• REQUIRED TASK: Each line that holds the string "page" counts once; say how many such lines there are and add nothing.

• DATA SHOWN:
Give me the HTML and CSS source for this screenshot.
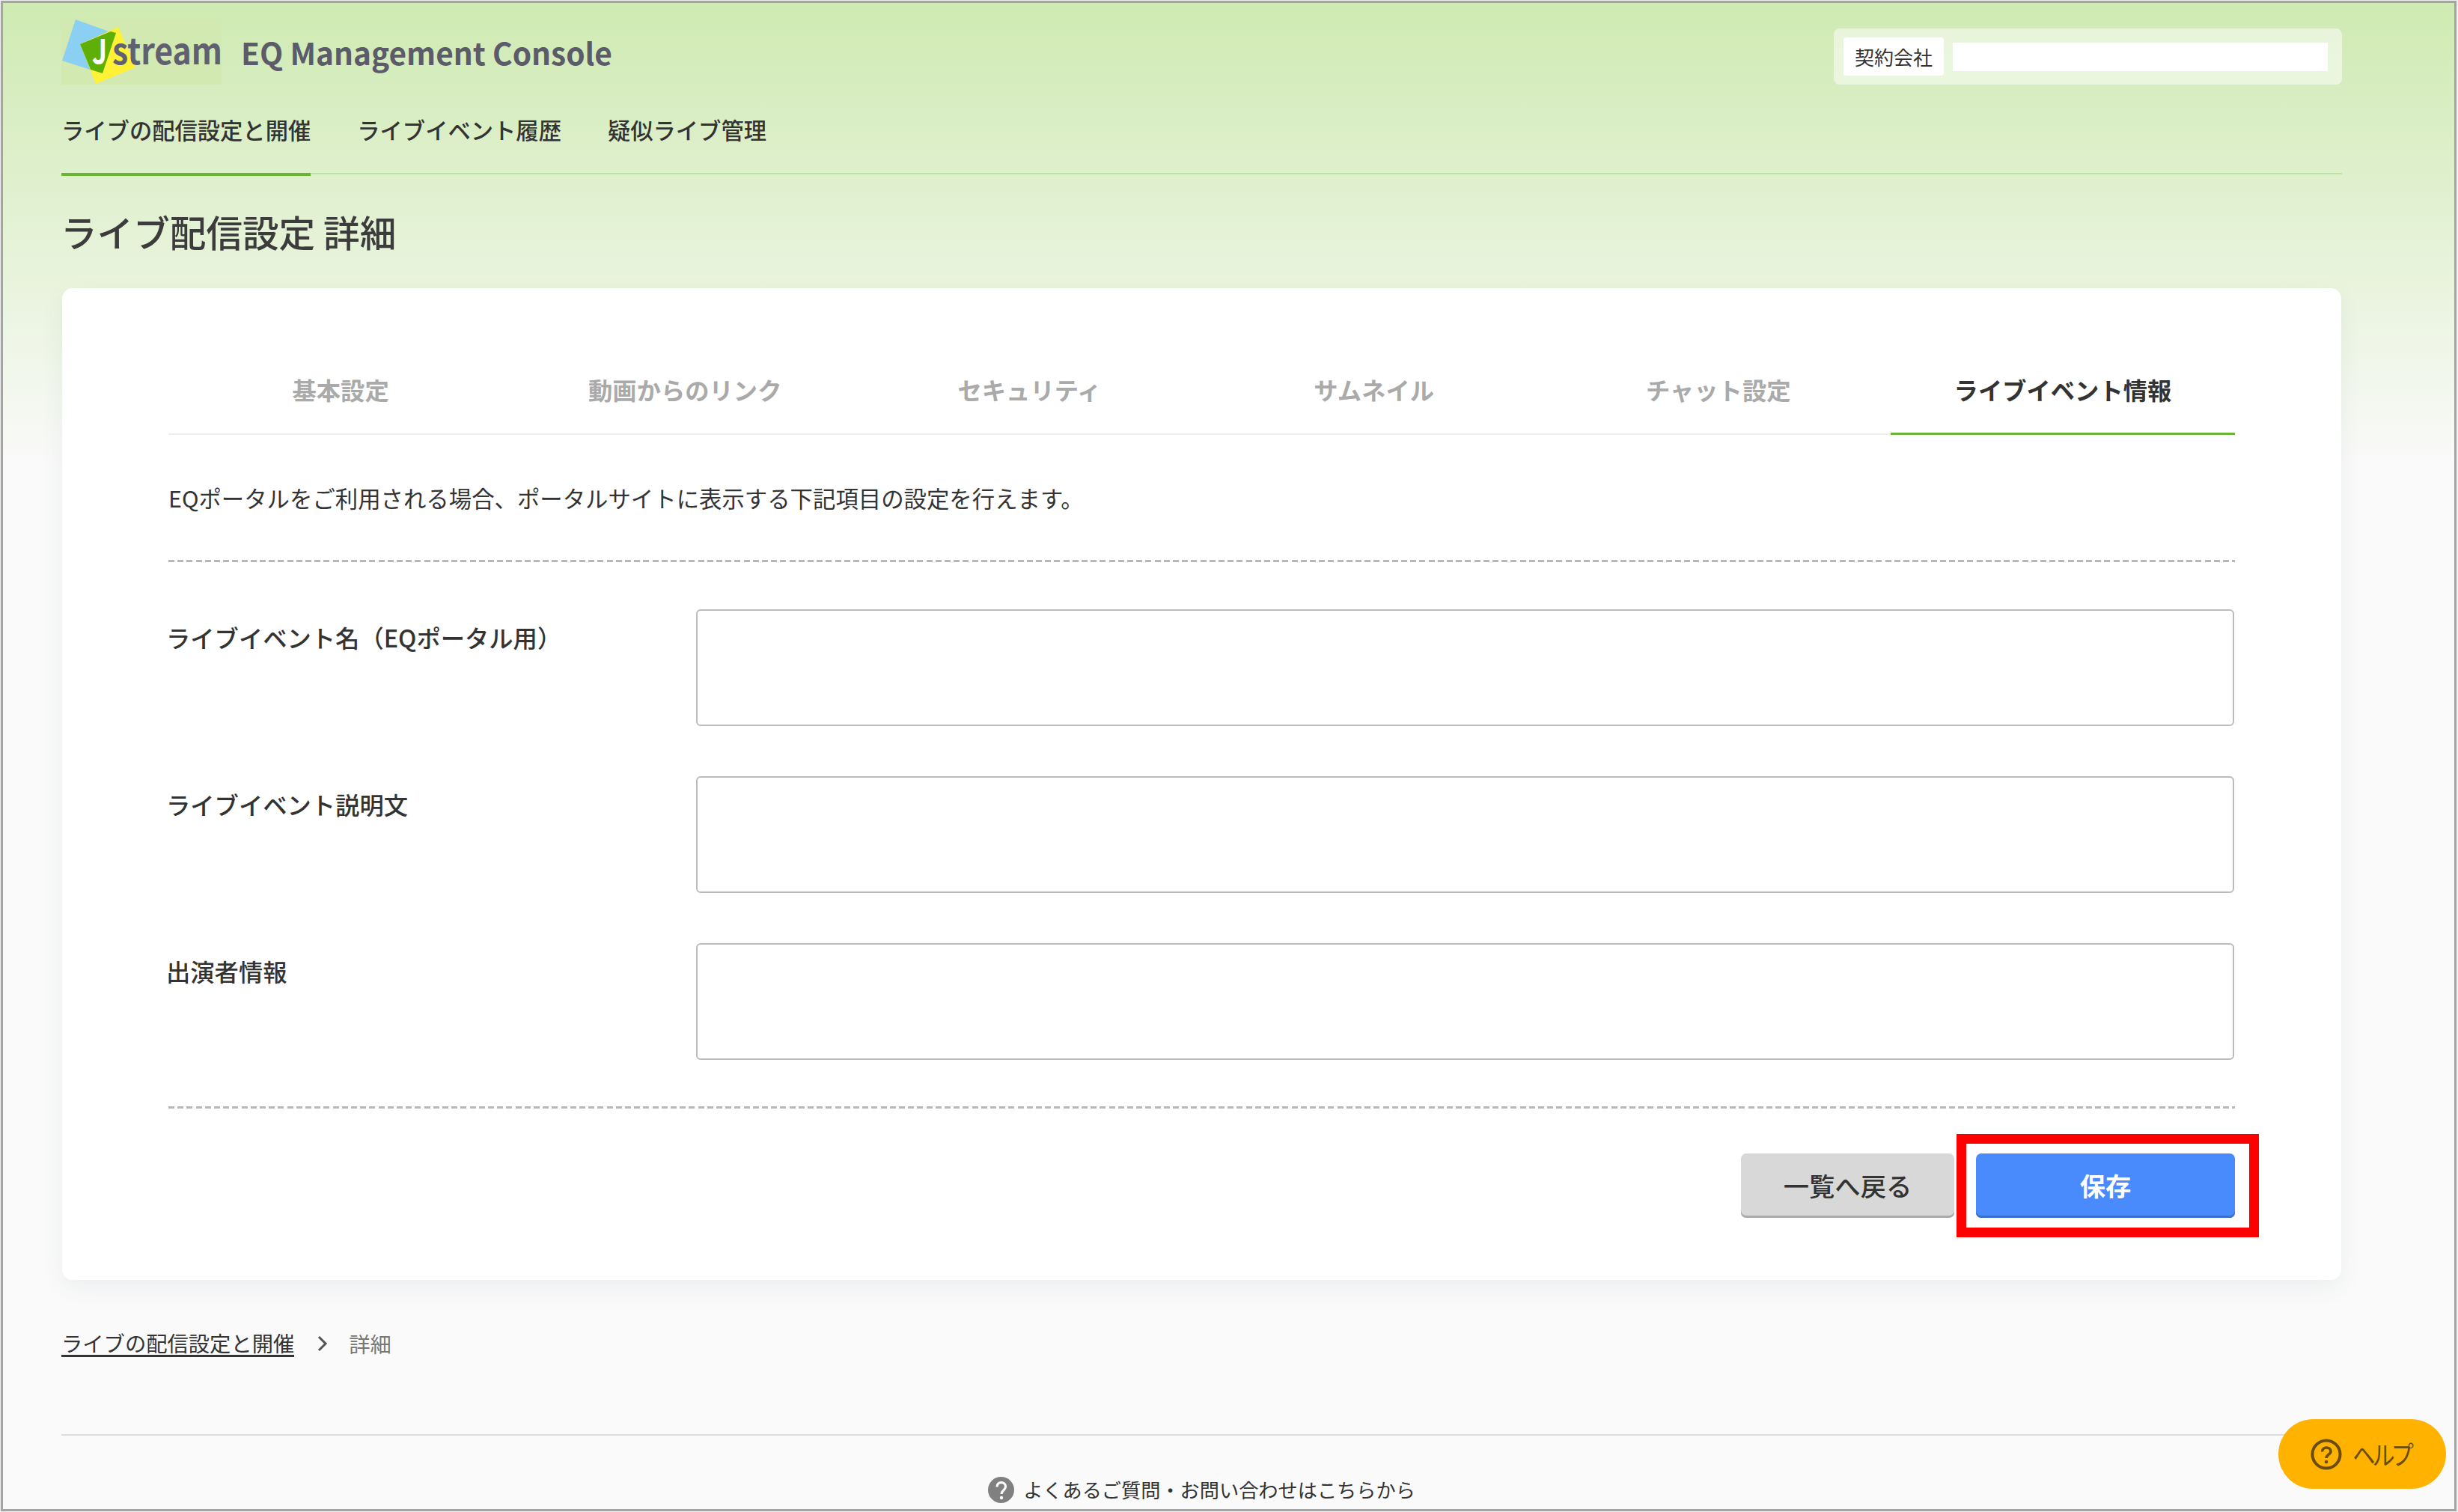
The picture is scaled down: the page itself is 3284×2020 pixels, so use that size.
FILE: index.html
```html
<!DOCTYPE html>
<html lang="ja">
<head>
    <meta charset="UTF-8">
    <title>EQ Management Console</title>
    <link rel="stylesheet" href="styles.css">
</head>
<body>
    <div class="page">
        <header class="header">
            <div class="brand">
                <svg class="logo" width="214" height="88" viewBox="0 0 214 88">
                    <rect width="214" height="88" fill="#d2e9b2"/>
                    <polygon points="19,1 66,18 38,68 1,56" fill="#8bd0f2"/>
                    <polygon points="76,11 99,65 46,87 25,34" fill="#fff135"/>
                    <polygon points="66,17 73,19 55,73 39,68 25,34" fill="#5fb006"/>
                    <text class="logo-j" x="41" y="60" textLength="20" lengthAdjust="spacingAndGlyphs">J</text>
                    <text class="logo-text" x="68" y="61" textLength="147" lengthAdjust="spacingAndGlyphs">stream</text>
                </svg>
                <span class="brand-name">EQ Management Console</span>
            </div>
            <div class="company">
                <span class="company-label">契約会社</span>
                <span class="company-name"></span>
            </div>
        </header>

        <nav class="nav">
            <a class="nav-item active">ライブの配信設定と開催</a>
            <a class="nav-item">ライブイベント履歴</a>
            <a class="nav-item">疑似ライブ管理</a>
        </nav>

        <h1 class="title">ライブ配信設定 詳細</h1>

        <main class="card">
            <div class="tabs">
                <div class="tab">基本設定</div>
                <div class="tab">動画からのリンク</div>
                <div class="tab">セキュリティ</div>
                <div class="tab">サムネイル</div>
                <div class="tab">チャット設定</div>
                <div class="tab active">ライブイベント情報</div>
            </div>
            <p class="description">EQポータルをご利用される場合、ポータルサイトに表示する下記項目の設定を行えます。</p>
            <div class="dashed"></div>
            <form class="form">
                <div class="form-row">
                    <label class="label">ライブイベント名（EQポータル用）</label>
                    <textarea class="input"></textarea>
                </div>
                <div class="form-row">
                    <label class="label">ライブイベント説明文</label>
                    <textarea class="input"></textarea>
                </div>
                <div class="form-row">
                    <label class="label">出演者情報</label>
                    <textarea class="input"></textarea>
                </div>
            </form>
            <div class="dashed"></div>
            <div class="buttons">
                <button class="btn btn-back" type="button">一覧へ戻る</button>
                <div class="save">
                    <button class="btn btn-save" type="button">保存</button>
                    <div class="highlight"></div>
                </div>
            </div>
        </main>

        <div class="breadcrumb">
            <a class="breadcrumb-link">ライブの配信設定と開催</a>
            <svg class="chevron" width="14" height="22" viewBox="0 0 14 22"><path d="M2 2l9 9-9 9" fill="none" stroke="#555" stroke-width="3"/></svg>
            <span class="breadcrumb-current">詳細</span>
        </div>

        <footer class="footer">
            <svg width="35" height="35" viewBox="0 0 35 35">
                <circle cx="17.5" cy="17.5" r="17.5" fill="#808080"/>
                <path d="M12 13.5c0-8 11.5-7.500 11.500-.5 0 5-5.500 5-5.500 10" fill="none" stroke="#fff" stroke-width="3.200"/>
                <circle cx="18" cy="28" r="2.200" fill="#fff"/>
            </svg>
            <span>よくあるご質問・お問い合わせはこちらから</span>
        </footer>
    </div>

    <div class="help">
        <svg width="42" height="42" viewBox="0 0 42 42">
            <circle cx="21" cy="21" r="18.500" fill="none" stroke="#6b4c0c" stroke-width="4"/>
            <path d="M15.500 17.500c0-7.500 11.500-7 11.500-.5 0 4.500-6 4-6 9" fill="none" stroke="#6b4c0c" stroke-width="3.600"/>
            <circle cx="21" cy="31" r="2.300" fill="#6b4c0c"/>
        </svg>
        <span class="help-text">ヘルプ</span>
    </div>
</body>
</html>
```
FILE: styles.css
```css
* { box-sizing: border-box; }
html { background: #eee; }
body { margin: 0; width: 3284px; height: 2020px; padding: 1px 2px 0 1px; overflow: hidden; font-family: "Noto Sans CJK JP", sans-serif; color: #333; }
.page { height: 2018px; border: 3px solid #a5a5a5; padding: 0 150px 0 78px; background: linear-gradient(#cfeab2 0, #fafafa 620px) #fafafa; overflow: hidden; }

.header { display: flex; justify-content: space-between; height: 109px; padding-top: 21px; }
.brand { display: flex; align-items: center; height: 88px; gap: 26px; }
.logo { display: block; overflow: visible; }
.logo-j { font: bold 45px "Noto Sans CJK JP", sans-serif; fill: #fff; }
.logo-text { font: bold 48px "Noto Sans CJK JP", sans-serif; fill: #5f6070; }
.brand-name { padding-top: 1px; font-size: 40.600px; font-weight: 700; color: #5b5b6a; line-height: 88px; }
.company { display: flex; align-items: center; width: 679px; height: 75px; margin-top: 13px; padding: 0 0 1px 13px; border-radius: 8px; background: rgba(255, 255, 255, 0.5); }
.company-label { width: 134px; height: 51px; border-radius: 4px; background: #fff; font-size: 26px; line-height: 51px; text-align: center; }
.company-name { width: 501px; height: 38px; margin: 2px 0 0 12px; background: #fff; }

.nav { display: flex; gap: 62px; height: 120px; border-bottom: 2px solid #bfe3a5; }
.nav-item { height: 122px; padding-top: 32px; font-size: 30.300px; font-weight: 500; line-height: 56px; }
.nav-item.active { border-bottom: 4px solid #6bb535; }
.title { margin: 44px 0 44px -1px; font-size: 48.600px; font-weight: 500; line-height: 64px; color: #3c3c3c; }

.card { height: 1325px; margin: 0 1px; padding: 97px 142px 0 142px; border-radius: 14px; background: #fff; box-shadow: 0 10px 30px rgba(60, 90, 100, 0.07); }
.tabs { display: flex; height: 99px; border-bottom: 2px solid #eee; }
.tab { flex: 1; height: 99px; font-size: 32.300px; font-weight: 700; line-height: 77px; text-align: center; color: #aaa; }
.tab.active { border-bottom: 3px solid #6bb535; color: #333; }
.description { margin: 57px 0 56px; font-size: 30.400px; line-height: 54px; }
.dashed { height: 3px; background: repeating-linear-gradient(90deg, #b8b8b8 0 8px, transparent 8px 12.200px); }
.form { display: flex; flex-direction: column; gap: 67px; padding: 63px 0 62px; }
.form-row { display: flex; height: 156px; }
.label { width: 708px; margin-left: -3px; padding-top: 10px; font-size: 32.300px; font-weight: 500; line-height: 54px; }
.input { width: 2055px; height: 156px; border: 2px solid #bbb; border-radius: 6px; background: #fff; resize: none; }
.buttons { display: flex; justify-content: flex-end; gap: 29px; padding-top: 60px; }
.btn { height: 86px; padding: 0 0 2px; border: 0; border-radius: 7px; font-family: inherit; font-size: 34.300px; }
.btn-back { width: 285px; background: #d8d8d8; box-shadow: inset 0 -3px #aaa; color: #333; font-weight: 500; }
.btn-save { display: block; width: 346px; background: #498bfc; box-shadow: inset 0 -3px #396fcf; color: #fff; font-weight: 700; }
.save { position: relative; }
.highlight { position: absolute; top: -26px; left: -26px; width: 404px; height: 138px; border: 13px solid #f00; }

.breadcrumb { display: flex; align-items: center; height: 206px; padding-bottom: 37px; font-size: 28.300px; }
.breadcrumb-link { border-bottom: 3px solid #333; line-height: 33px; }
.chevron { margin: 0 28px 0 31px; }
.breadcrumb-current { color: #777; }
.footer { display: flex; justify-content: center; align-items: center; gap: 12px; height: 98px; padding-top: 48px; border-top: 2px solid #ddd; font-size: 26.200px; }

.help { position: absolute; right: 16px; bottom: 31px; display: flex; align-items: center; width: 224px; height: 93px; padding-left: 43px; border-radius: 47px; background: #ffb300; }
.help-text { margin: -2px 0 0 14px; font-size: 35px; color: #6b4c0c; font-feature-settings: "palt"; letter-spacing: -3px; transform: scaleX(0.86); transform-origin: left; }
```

• WRITTEN RESPONSE: 3